Crashing involves adding resources to critical path activities to complete them faster. This could mean adding overtime, hiring additional team members, using more expensive but faster equipment, or paying for expedited delivery of materials. The defining characteristic of crashing is that it always increases the project cost. The objective is to minimize the cost increase per day saved by crashing the least expensive activities first.

Fast-tracking involves performing activities in parallel that were originally planned to be performed in sequence. For example, instead of waiting for the design to be fully complete before starting development, you might begin development on completed design modules while the remaining design work continues. Fast-tracking does not typically increase direct costs, but it significantly increases the risk of rework because downstream activities may need to be redone if upstream changes occur.

When to use crashing: Use crashing when the project budget has room for additional expenditure and the deadline is non-negotiable. It is the preferred technique when quality cannot be compromised, because additional resources maintain quality while accelerating pace. Examples include construction projects with liquidated damages, product launches tied to market windows, and regulatory compliance deadlines.

When to use fast-tracking: Use fast-tracking when the budget is fixed but additional risk is acceptable. It works best when activities have some natural overlap potential, when the team has strong communication channels, and when rework can be contained. Avoid fast-tracking when activities have hard logical dependencies (such as pouring concrete before setting forms) or when the cost of potential rework is prohibitive.

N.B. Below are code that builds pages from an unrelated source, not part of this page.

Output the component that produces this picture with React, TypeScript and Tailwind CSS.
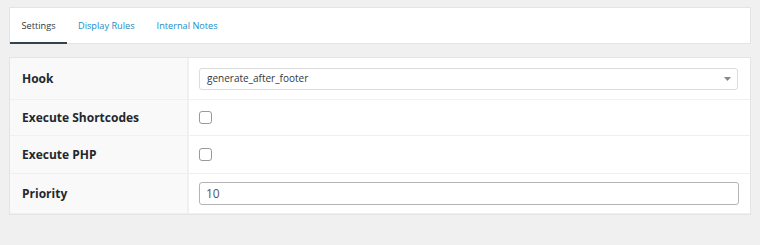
import React from "react";

export default function App() {
  const font = { fontFamily: '"Open Sans", "Noto Sans", Arial, sans-serif' };
  return (
    <div className="w-[760px] h-[245px] bg-[#f0f0f1] pt-[7px] px-[9px]" style={font}>
      <div className="bg-white border border-[#e2e4e7] h-[37px] flex items-stretch">
        <div className="w-[57px] flex items-center justify-center pt-[1px] text-[9.2px] text-[#32373c] border-b-2 border-[#32434f] mb-[-1px]">
          Settings
        </div>
        <div className="flex items-center pt-[1px] text-[9.2px] text-[#1a8dc6] ml-[11px]">Display Rules</div>
        <div className="flex items-center pt-[1px] text-[9.2px] text-[#1a8dc6] ml-[22px]">Internal Notes</div>
      </div>
      <div className="mt-[13px] bg-white border border-[#e2e4e7] w-[742px]">
        <div className="flex h-[42px] border-b border-[#f0f0f1]">
          <div className="w-[179px] bg-[#f9f9f9] flex items-center pl-[12px] text-[12px] font-bold text-[#23282d] border-r-2 border-[#f0f0f1]">Hook</div>
          <div className="flex-1 flex items-center pl-[10px] pr-[12px]">
            <div className="w-full h-[22px] border border-[#dcdcde] rounded-[3px] flex items-center justify-between pl-[7px] pr-[6px] text-[10px] text-[#32373c]">
              <span>generate_after_footer</span>
              <svg width="7" height="4" viewBox="0 0 7 4"><path d="M0 0h7L3.5 4z" fill="#888" /></svg>
            </div>
          </div>
        </div>
        <div className="flex h-[36px] border-b border-[#f0f0f1]">
          <div className="w-[179px] bg-[#f9f9f9] flex items-center pl-[12px] text-[12px] font-bold text-[#23282d] border-r-2 border-[#f0f0f1]">Execute Shortcodes</div>
          <div className="flex-1 flex items-center pl-[10px]">
            <div className="w-[13px] h-[13px] border border-[#9a9a9a] rounded-[3px] bg-white" />
          </div>
        </div>
        <div className="flex h-[38px] border-b border-[#f0f0f1]">
          <div className="w-[179px] bg-[#f9f9f9] flex items-center pl-[12px] text-[12px] font-bold text-[#23282d] border-r-2 border-[#f0f0f1]">Execute PHP</div>
          <div className="flex-1 flex items-center pl-[10px]">
            <div className="w-[13px] h-[13px] border border-[#9a9a9a] rounded-[3px] bg-white" />
          </div>
        </div>
        <div className="flex h-[40px] border-b border-[#f0f0f1]">
          <div className="w-[179px] bg-[#f9f9f9] flex items-center pl-[12px] text-[12px] font-bold text-[#23282d] border-r-2 border-[#f0f0f1]">Priority</div>
          <div className="flex-1 flex items-center pl-[10px] pr-[11px]">
            <div className="w-full h-[23px] border border-[#b4b4b4] rounded-[3px] flex items-center pl-[6px] text-[12px] text-[#555]">10</div>
          </div>
        </div>
      </div>
    </div>
  );
}
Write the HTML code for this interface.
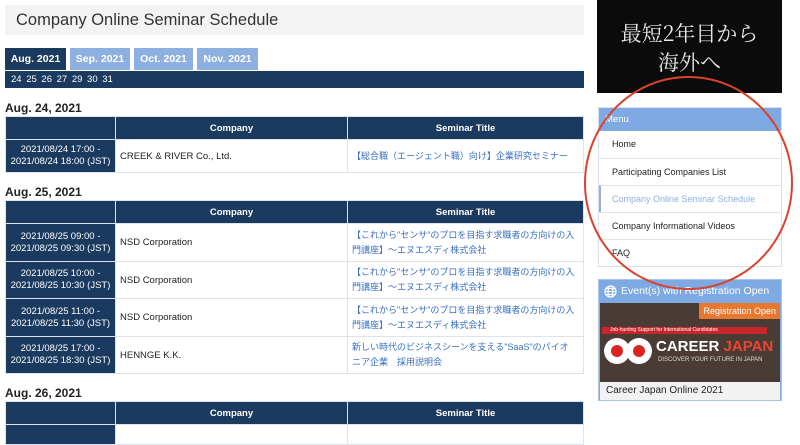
<!DOCTYPE html>
<html><head><meta charset="utf-8"><style>
*{box-sizing:border-box;margin:0;padding:0}
body{width:800px;height:429px;overflow:hidden;background:#fff;font-family:"Liberation Sans","Noto Sans CJK JP",sans-serif;color:#222;position:relative}
.a{position:absolute}
.title{left:5px;top:5px;width:579px;height:30px;background:#f3f3f3;font-size:16.5px;padding:6px 11px;color:#333}
.tab{top:48px;height:22px;font-size:10.5px;font-weight:bold;color:#fff;text-align:center;line-height:22px;background:#8db0e0}
.dates{left:5px;top:71px;width:579px;height:17px;background:#1b3a5f;color:#fff;font-size:9.5px;line-height:17px;padding-left:6px;word-spacing:2px}
h3{position:absolute;left:5px;font-size:12px;font-weight:bold;color:#222}
table{position:absolute;left:5px;width:579px;border-collapse:collapse;font-size:9.5px;table-layout:fixed}
td,th{border:1px solid #dde3ea;padding:0 4px;overflow:hidden}
th{background:#1b3a5f;color:#fff;height:23px;font-weight:bold}
td.t{background:#1b3a5f;color:#fff;text-align:center;line-height:12px;padding:0;white-space:nowrap;font-size:9.5px}
td.s{color:#3a6fc0;line-height:15px;font-size:9px;padding-right:6px}
.menu{left:598px;top:107px;width:184px;border:1px solid #dde;font-size:9px}
.menu .h{background:#7ea9e2;color:#fff;height:23px;line-height:23px;padding-left:6px;font-size:9.5px}
.menu .i{height:27px;line-height:27px;padding-left:13px;border-top:1px solid #e3e3e3}
</style></head><body>
<div class="a title">Company Online Seminar Schedule</div>
<div class="a tab" style="left:5px;width:61px;background:#1b3a5f">Aug. 2021</div>
<div class="a tab" style="left:70px;width:60px">Sep. 2021</div>
<div class="a tab" style="left:134px;width:59px">Oct. 2021</div>
<div class="a tab" style="left:197px;width:61px">Nov. 2021</div>
<div class="a dates">24 25 26 27 29 30 31</div>
<h3 style="top:101px">Aug. 24, 2021</h3>
<table style="top:116px"><colgroup><col style="width:110px"><col style="width:232px"><col></colgroup><tr><th></th><th>Company</th><th>Seminar Title</th></tr>
<tr style="height:33px"><td class="t">2021/08/24 17:00 -<br>2021/08/24 18:00 (JST)</td><td>CREEK &amp; RIVER Co., Ltd.</td><td class="s" style="white-space:nowrap">【総合職（エージェント職）向け】企業研究セミナー</td></tr></table>
<h3 style="top:185px">Aug. 25, 2021</h3>
<table style="top:200px"><colgroup><col style="width:110px"><col style="width:232px"><col></colgroup><tr><th></th><th>Company</th><th>Seminar Title</th></tr>
<tr style="height:38px"><td class="t">2021/08/25 09:00 -<br>2021/08/25 09:30 (JST)</td><td>NSD Corporation</td><td class="s">【これから"センサ"のプロを目指す求職者の方向けの入門講座】～エヌエスディ株式会社</td></tr>
<tr style="height:37px"><td class="t">2021/08/25 10:00 -<br>2021/08/25 10:30 (JST)</td><td>NSD Corporation</td><td class="s">【これから"センサ"のプロを目指す求職者の方向けの入門講座】～エヌエスディ株式会社</td></tr>
<tr style="height:38px"><td class="t">2021/08/25 11:00 -<br>2021/08/25 11:30 (JST)</td><td>NSD Corporation</td><td class="s">【これから"センサ"のプロを目指す求職者の方向けの入門講座】～エヌエスディ株式会社</td></tr>
<tr style="height:37px"><td class="t">2021/08/25 17:00 -<br>2021/08/25 18:30 (JST)</td><td>HENNGE K.K.</td><td class="s">新しい時代のビジネスシーンを支える"SaaS"のパイオニア企業　採用説明会</td></tr></table>
<h3 style="top:386px">Aug. 26, 2021</h3>
<table style="top:401px"><colgroup><col style="width:110px"><col style="width:232px"><col></colgroup><tr><th></th><th>Company</th><th>Seminar Title</th></tr><tr style="height:20px"><td class="t"></td><td></td><td></td></tr></table>

<div class="a" style="left:597px;top:0;width:185px;height:93px;background:#0b0b0b;color:#e8e8e8;font-family:'Noto Serif CJK SC',serif;font-size:21px;text-align:center;line-height:29px;padding-top:19px">最短2年目から<br>海外へ</div>
<div class="a menu"><div class="h">Menu</div>
<div class="i" style="border-top:none">Home</div>
<div class="i">Participating Companies List</div>
<div class="i" style="color:#8db0e0;border-left:2px solid #8db0e0;padding-left:11px">Company Online Seminar Schedule</div>
<div class="i">Company Informational Videos</div>
<div class="i">FAQ</div></div>
<div class="a" style="left:598px;top:279px;width:184px;height:122px;border:1px solid #a8c4ea;background:#7ea9e2">
<div style="height:23px;color:#fff;font-size:10.5px;line-height:23px;padding-left:22px">Event(s) with Registration Open</div>
<svg class="a" style="left:5px;top:5px" width="13" height="13" viewBox="0 0 14 14" fill="none" stroke="#fff" stroke-width="1.2"><circle cx="7" cy="7" r="6"/><ellipse cx="7" cy="7" rx="2.6" ry="6"/><path d="M1 7h12M2 4h10M2 10h10"/></svg>
<div style="height:79px;background:#4a3c35;position:relative;margin:0 1px;overflow:hidden">
<div class="a" style="right:0;top:0;background:#e8782e;color:#fff;font-size:9px;padding:3px 4px">Registration Open</div>
<div class="a" style="left:2px;top:24px;width:165px;height:7px;background:#c8262a;color:#fff;font-size:5px;line-height:7px;padding-left:8px;white-space:nowrap">Job-hunting Support for International Candidates</div>
<div class="a" style="left:4px;top:35px;width:26px;height:26px;border-radius:50%;background:#fff"></div>
<div class="a" style="left:26px;top:35px;width:26px;height:26px;border-radius:50%;background:#fff"></div>
<div class="a" style="left:11px;top:42px;width:12px;height:12px;border-radius:50%;background:#d22"></div>
<div class="a" style="left:33px;top:42px;width:12px;height:12px;border-radius:50%;background:#d22"></div>
<div class="a" style="left:56px;top:35px;font-size:15px;font-weight:bold;color:#fff;white-space:nowrap">CAREER <span style="color:#e43">JAPAN</span></div>
<div class="a" style="left:58px;top:54px;font-size:6px;color:#ddd;white-space:nowrap">DISCOVER YOUR FUTURE IN JAPAN</div></div>
<div style="height:18px;background:#f2f2f2;font-size:10px;line-height:18px;padding-left:6px;margin:0 1px">Career Japan Online 2021</div></div>
<div class="a" style="left:584px;top:76px;width:209px;height:214px;border:2px solid #d9432c;border-radius:50%"></div>
</body></html>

1. Identify the critical path. Before compressing anything, you must know which path through the network is driving the project duration. Run a full critical path analysis and document all activities on the critical path with their current durations and costs.

2. Calculate the crash potential for each critical activity. For each critical path task, determine the minimum possible duration (the crash duration) and the associated crash cost. The difference between the normal duration and crash duration is the maximum time you can save on that activity.

3. Calculate cost per day for each compressible activity. Divide the additional cost by the number of days saved for each activity. This gives you a cost-effectiveness ranking. Sort activities from lowest to highest cost per day.

4. Compress activities in order of cost-effectiveness. Start with the cheapest activity to compress (lowest cost per day saved). After each compression, recalculate the critical path because compression may cause a new path to become critical.

5. Monitor for new critical paths and diminishing returns. Each round of compression may create new critical paths. Continue compressing until the target duration is achieved or until further compression becomes too expensive relative to the benefit gained.

• Compressing non-critical path activities: This is the most common and wasteful mistake. Compressing a task that has 15 days of float saves zero days on the project. Always verify that the activity is on the critical path before allocating compression resources.
• Not recalculating the critical path after each compression: Compressing one activity may cause a different path to become the new critical path. If you continue compressing the original critical path, you may be wasting money on activities that are no longer driving the project duration.
• Ignoring quality degradation: Rushed work is more likely to contain defects. The cost of rework from quality failures can easily exceed the savings from compression. Always factor quality assurance costs into your compression analysis.
• Overlooking team burnout: Extended overtime and compressed schedules lead to fatigue, decreased morale, and higher turnover. These hidden costs rarely appear in the initial compression analysis but can derail the project in its later stages.
• Fast-tracking without dependency analysis: Some activities are sequential for good reason. Running them in parallel without understanding the logical dependencies can result in massive rework. Only fast-track activities where the dependencies are discretionary, not mandatory.

Schedule compression is a key tool and technique in the PMBOK Guide's Develop Schedule and Control Schedule processes. On the PMP exam, you should expect scenario-based questions asking you to choose between crashing and fast-tracking given specific project constraints. Know the tradeoffs: crashing increases cost while fast-tracking increases risk.

Remember that schedule compression is only applied to critical path activities. The exam may present a scenario where you need to identify which activities are on the critical path before determining which ones to compress. You may also need to calculate the cost per day for crashing to identify the most cost-effective compression sequence.

Understand when each technique is appropriate. Crashing is preferred when additional budget is available and quality must be maintained. Fast-tracking is preferred when the budget is fixed but the team can handle additional risk and coordination complexity. The exam may also test your knowledge of schedule compression in the context of earned value management, where negative schedule variance triggers the need for corrective action through compression techniques.